How has Frieze changed the landscape of the art world since 2002?
Frieze has undoubtedly helped to make London one of the centres of the contemporary art world, yet a more crucial part of its success has been to show how great art is being produced from all around the world. In the past few years, we have enjoyed buying from Vitamin Space from China, Project 88 from India and an artist-run gallery called Pist from Turkey.

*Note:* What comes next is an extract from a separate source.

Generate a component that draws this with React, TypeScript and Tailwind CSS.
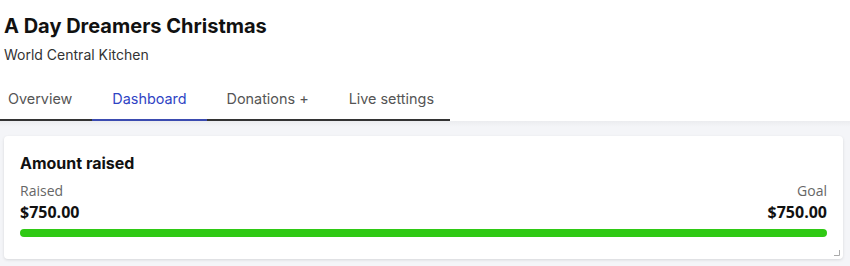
export default function App() {
  const tabs = [
    { label: 'Overview', active: false, pad: 'pl-2 pr-5' },
    { label: 'Dashboard', active: true, pad: 'px-5' },
    { label: 'Donations +', active: false, pad: 'px-5' },
    { label: 'Live settings', active: false, pad: 'px-5' },
  ];

  return (
    <div className="w-[850px] h-[266px] bg-[#f4f5f8] font-['Inter',sans-serif] overflow-hidden">
      {/* Header */}
      <div className="bg-white">
        <div className="px-1 pt-[12px]">
          <h1 className="text-[20px] leading-[28px] font-bold text-[#111]">A Day Dreamers Christmas</h1>
          <p className="text-[14px] leading-[20px] mt-[5px] text-[#333]">World Central Kitchen</p>
        </div>
        {/* Tabs */}
        <div className="flex w-[450px] border-b-2 border-[#333] mt-[24px]">
          {tabs.map((t) => (
            <div
              key={t.label}
              className={`${t.pad} shrink-0 whitespace-nowrap pb-[10px] text-[14.4px] leading-[20px] -mb-[2px] border-b-2 ${
                t.active ? 'text-[#2f44c4] border-[#3b4bb0]' : 'text-[#555] border-transparent'
              }`}
            >
              {t.label}
            </div>
          ))}
        </div>
      </div>

      {/* Content */}
      <div className="px-1 pt-[15px] bg-gradient-to-b from-[#ebecef] to-[#f4f5f8] bg-no-repeat [background-size:100%_6px]">
        <div className="relative w-[839px] h-[123px] bg-white rounded-[4px] shadow-[0_1px_3px_rgba(0,0,0,0.12)] px-4 pt-[16px]">
          <h2 className="text-[16px] leading-[22px] font-bold text-[#111]">Amount raised</h2>
          <div className="flex justify-between mt-[8px] font-['Open_Sans',sans-serif]">
            <div>
              <div className="text-[14px] leading-[18px] text-[#666]">Raised</div>
              <div className="text-[16px] leading-[24px] font-bold text-[#111]">$750.00</div>
            </div>
            <div className="text-right">
              <div className="text-[14px] leading-[18px] text-[#666]">Goal</div>
              <div className="text-[16px] leading-[24px] font-bold text-[#111]">$750.00</div>
            </div>
          </div>
          <div className="mt-[5px] h-[8px] rounded-full bg-[#2fc914]" />
          <svg className="absolute right-[3px] bottom-[3px]" width="6" height="6" viewBox="0 0 6 6">
            <path d="M5.5 0 V5.5 H0" fill="none" stroke="#aaa" strokeWidth="1" />
          </svg>
        </div>
      </div>
    </div>
  );
}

Deutsche Bank’s is one of the most extensive corporate art collections in the world. How does it maintain its position?
The primary aim of the committees and curators who buy art for the collection must be to remain open to new art. As the market gets broader, the artists have to compete more to get attention. Luckily, this has meant that artists who are seriously challenging the status quo are getting more attention. They have broken the age-old taboo against story-telling, there are more attempts to redraw the world, give us a more critical understanding of old structures and invent new ones.

Frieze Art Fair, 14-17 October.
friezeartfair.com


New blood

London

This year’s Frieze Art Fair sees the return of its Frame programme. Launched last year, Frame presents a series of infant galleries (all younger than six years old), handpicked by curators Daniel Baumann and Cecilia Alemani. Each gallery showcases just one of its artists.